◆ YOUR INSTRUCTIONS ◆
Note each line of the listing that contains the string "code", and copy it.
________________
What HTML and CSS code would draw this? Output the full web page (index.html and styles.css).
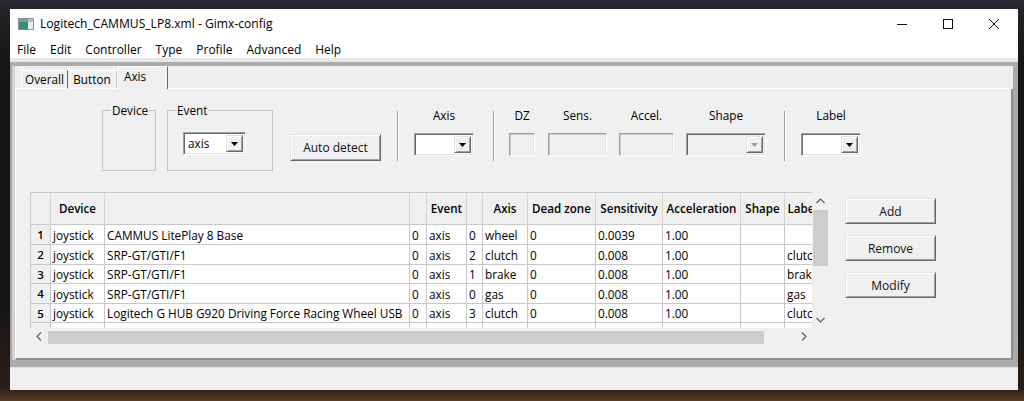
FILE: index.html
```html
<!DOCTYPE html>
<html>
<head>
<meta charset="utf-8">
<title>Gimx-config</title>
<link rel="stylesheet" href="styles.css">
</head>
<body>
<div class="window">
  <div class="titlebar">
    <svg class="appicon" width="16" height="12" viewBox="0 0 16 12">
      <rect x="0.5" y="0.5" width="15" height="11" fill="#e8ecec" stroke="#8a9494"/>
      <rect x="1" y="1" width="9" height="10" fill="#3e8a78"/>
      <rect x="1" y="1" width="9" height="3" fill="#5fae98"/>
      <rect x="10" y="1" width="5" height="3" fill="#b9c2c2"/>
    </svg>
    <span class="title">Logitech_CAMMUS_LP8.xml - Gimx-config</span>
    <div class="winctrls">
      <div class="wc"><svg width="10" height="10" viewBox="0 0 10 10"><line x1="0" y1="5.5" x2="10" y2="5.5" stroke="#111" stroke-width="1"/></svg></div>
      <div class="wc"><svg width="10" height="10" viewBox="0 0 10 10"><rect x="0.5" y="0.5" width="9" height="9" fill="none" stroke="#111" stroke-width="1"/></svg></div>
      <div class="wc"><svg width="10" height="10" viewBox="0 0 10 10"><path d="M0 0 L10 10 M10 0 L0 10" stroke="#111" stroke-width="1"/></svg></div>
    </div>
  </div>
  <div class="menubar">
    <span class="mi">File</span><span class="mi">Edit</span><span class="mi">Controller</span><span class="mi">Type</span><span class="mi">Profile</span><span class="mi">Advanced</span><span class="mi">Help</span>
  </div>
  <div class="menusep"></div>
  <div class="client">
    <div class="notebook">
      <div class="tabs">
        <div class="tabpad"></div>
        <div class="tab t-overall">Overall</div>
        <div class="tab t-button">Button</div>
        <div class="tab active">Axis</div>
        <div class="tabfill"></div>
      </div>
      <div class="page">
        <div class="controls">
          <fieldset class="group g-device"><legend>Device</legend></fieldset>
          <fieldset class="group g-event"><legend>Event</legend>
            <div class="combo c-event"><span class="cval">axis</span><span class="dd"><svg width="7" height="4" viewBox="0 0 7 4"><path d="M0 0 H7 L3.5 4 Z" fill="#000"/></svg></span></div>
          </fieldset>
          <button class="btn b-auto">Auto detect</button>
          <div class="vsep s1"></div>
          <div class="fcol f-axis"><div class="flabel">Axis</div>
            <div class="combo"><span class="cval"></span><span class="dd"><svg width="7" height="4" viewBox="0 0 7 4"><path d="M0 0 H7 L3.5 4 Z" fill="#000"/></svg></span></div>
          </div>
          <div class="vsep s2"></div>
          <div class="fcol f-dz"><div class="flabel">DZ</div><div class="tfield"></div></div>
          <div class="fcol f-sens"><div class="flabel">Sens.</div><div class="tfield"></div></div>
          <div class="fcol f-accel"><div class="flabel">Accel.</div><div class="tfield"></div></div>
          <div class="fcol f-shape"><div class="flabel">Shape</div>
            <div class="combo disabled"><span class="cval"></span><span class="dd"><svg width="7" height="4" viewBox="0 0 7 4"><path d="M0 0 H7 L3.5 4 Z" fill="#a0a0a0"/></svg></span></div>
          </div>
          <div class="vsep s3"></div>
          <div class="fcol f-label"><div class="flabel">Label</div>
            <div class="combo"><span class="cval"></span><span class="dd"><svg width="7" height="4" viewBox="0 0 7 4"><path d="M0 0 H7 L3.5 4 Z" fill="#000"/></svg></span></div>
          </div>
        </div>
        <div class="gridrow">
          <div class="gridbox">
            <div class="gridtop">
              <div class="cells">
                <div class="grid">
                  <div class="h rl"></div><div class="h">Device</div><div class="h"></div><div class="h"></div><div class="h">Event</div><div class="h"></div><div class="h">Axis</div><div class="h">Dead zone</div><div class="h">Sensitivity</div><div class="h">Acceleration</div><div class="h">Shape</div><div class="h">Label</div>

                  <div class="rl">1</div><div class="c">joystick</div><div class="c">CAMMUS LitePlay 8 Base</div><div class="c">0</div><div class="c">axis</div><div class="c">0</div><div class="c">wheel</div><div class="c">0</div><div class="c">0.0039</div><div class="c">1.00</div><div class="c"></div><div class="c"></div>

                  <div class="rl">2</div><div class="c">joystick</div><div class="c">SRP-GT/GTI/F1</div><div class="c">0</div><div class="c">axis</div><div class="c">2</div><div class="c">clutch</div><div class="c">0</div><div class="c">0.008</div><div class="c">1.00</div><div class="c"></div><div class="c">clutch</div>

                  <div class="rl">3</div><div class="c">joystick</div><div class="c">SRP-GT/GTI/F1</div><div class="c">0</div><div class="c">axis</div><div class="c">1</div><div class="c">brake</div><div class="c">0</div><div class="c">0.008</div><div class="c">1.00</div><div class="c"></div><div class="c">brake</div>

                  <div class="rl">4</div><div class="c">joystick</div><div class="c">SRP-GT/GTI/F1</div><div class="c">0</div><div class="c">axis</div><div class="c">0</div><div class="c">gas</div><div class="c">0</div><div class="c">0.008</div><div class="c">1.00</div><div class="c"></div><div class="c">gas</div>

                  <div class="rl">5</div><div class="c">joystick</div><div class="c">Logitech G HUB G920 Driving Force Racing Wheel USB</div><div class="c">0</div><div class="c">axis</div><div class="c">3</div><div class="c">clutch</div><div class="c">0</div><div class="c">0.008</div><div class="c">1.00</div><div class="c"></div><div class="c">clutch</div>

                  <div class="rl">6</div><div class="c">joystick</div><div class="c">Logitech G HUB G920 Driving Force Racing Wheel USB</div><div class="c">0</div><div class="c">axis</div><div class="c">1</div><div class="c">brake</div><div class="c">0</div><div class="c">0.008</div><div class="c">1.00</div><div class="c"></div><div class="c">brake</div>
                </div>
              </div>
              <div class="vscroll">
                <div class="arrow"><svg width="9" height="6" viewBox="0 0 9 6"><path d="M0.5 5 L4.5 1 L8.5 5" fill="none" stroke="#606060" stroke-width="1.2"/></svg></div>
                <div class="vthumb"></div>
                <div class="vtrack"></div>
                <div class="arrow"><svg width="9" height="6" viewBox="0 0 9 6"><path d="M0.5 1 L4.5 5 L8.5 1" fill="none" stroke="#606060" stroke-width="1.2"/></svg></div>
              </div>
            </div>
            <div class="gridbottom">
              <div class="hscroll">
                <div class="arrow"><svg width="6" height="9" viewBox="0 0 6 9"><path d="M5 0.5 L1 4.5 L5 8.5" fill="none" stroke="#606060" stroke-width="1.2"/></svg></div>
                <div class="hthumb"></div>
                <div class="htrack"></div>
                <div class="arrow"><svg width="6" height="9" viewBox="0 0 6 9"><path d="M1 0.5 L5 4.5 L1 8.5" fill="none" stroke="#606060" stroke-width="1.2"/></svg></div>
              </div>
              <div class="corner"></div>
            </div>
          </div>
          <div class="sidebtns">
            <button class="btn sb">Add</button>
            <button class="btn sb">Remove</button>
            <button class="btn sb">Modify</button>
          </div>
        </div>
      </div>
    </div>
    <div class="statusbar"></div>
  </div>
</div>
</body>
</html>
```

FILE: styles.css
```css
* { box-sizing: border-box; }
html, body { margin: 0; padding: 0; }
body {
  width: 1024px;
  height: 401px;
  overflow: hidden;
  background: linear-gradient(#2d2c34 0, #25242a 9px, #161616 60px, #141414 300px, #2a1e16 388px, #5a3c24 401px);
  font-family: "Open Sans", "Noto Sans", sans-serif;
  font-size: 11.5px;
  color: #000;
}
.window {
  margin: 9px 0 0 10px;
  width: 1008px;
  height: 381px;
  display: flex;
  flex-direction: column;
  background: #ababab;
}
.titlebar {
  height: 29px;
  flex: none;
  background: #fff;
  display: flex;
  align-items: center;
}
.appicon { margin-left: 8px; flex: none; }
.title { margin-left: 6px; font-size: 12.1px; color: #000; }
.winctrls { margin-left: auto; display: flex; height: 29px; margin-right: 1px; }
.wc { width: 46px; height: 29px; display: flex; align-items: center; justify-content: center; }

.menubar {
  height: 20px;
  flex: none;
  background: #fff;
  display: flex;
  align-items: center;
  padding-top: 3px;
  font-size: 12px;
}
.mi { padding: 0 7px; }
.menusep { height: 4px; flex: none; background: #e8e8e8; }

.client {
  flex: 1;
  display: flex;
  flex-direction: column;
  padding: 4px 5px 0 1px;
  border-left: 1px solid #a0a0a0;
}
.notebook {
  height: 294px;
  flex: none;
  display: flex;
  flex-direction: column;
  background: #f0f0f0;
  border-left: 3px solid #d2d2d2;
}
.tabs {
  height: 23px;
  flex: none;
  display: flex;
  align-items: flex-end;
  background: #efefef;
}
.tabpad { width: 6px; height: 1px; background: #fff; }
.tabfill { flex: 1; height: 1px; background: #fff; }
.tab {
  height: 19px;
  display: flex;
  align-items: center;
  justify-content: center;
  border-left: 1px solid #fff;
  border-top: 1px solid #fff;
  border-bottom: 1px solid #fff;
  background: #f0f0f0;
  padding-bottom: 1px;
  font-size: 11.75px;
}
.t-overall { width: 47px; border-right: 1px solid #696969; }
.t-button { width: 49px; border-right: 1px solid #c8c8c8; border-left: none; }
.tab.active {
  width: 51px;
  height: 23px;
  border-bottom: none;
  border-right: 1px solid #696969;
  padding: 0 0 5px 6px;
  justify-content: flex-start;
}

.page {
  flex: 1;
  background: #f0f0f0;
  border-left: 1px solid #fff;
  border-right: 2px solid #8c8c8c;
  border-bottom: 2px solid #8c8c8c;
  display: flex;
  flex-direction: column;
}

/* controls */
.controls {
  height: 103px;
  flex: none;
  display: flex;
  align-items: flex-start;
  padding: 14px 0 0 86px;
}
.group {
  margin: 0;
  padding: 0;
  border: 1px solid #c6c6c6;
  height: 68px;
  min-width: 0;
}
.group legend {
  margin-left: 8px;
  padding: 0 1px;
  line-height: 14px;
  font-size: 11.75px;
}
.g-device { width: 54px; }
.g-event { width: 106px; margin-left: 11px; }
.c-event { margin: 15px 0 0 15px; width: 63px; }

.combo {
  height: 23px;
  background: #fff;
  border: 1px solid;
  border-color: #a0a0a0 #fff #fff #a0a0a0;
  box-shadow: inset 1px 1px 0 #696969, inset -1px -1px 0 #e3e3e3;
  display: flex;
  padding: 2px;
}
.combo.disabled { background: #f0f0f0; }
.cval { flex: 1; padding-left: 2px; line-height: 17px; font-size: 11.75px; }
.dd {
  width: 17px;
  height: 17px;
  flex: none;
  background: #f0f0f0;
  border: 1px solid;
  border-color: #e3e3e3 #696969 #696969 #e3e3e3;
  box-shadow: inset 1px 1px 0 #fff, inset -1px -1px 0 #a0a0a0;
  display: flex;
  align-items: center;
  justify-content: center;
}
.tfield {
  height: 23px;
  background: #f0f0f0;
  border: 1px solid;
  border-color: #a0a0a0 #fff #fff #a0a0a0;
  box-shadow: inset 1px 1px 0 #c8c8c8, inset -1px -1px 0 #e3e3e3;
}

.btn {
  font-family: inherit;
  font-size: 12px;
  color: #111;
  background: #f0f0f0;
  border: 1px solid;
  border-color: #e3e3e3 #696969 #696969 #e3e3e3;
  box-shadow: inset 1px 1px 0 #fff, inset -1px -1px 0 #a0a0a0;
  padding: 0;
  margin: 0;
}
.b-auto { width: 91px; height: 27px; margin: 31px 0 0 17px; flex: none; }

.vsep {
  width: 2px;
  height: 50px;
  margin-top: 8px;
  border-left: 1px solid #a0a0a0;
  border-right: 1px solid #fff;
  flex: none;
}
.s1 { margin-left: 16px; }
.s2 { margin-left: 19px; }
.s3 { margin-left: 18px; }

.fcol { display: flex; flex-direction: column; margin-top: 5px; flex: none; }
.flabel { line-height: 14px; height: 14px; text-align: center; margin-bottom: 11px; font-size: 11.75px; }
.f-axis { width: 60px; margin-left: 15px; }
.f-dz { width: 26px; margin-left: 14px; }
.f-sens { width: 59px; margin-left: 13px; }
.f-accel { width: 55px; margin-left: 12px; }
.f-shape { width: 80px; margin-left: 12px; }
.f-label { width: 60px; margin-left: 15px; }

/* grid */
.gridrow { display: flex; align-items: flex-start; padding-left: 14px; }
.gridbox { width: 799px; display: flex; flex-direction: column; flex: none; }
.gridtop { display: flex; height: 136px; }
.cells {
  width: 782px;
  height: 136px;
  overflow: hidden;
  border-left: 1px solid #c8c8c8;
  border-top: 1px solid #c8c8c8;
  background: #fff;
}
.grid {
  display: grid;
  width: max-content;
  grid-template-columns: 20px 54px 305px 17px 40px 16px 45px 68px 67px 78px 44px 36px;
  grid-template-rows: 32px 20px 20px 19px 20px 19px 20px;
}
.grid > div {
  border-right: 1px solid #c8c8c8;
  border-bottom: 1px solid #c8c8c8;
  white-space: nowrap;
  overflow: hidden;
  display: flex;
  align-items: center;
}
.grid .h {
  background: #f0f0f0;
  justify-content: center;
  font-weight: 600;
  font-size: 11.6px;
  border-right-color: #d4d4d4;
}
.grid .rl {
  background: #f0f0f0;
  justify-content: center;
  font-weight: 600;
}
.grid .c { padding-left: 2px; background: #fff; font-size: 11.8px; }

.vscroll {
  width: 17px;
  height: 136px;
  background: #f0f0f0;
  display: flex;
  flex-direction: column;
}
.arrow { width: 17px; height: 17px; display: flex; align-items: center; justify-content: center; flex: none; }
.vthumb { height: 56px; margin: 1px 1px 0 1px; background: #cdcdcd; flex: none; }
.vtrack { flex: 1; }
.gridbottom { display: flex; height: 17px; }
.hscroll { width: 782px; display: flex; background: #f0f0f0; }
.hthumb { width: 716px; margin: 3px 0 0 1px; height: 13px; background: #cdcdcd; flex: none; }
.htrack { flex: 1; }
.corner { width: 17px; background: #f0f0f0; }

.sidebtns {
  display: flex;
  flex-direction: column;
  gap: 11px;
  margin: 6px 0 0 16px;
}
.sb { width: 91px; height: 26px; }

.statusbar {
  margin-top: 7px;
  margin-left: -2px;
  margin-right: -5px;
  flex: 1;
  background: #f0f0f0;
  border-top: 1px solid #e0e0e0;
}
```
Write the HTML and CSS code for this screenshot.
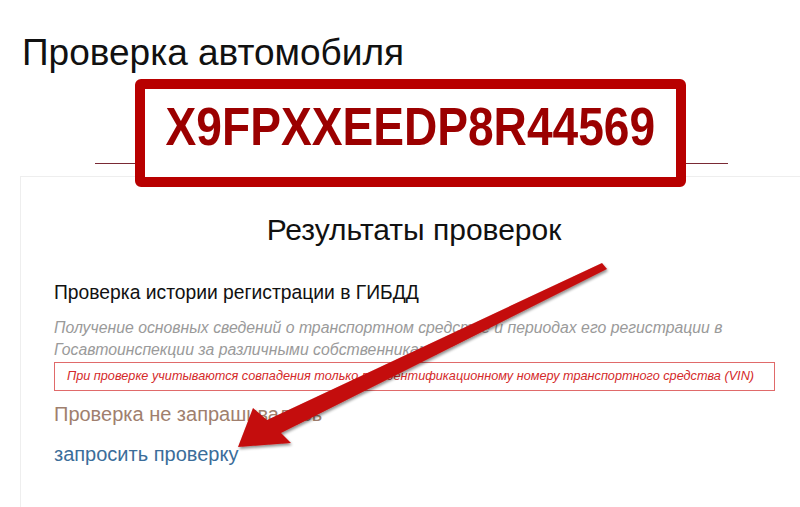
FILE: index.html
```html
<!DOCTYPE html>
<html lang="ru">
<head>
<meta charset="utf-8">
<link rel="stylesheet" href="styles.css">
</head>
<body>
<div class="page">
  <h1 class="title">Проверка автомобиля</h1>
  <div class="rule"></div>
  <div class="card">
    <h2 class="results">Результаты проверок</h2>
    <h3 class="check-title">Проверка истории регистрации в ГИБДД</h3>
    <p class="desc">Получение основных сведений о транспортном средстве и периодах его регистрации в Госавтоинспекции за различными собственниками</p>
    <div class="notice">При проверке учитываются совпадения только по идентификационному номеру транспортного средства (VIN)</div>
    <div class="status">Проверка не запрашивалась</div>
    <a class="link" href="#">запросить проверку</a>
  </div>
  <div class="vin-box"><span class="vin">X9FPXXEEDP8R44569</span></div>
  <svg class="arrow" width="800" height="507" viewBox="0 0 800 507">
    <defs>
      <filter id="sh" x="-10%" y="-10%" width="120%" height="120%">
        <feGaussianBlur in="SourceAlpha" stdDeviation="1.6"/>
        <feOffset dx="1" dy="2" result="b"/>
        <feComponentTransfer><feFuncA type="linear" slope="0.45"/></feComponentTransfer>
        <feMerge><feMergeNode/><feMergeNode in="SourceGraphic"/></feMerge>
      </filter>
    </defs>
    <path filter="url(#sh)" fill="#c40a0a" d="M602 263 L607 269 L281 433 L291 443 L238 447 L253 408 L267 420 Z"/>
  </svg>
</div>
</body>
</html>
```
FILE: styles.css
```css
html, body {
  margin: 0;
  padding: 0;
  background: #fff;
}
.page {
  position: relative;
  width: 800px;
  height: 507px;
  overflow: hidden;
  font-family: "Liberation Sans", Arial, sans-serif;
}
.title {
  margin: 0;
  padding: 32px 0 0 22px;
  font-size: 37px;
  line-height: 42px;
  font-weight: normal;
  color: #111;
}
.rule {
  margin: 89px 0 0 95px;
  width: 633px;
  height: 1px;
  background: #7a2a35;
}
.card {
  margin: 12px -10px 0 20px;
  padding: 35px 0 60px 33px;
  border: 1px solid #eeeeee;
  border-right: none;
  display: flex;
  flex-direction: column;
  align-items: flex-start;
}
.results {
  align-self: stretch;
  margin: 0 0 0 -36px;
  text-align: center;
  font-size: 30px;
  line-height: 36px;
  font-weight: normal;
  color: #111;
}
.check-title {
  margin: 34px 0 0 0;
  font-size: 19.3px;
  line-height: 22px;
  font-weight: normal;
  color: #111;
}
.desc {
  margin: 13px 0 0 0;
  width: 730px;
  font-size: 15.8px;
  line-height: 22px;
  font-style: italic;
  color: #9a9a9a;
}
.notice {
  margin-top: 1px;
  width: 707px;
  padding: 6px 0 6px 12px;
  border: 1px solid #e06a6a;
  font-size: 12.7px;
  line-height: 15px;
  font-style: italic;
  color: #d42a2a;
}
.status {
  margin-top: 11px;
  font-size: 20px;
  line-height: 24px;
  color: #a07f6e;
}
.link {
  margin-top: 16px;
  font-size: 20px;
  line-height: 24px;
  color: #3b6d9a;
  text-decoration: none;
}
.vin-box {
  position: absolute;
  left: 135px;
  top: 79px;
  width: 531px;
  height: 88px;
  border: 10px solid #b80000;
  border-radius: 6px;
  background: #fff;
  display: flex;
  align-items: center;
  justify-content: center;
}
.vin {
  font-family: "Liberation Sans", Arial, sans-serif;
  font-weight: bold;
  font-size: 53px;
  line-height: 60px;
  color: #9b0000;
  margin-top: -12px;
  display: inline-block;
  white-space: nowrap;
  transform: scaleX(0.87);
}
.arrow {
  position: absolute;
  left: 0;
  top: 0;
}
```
________________
◆ SOLUTION FOR THIS TASK ◆
What HTML and CSS code would draw this? Output the full web page (index.html and styles.css).
Write the HTML and CSS code for this screenshot.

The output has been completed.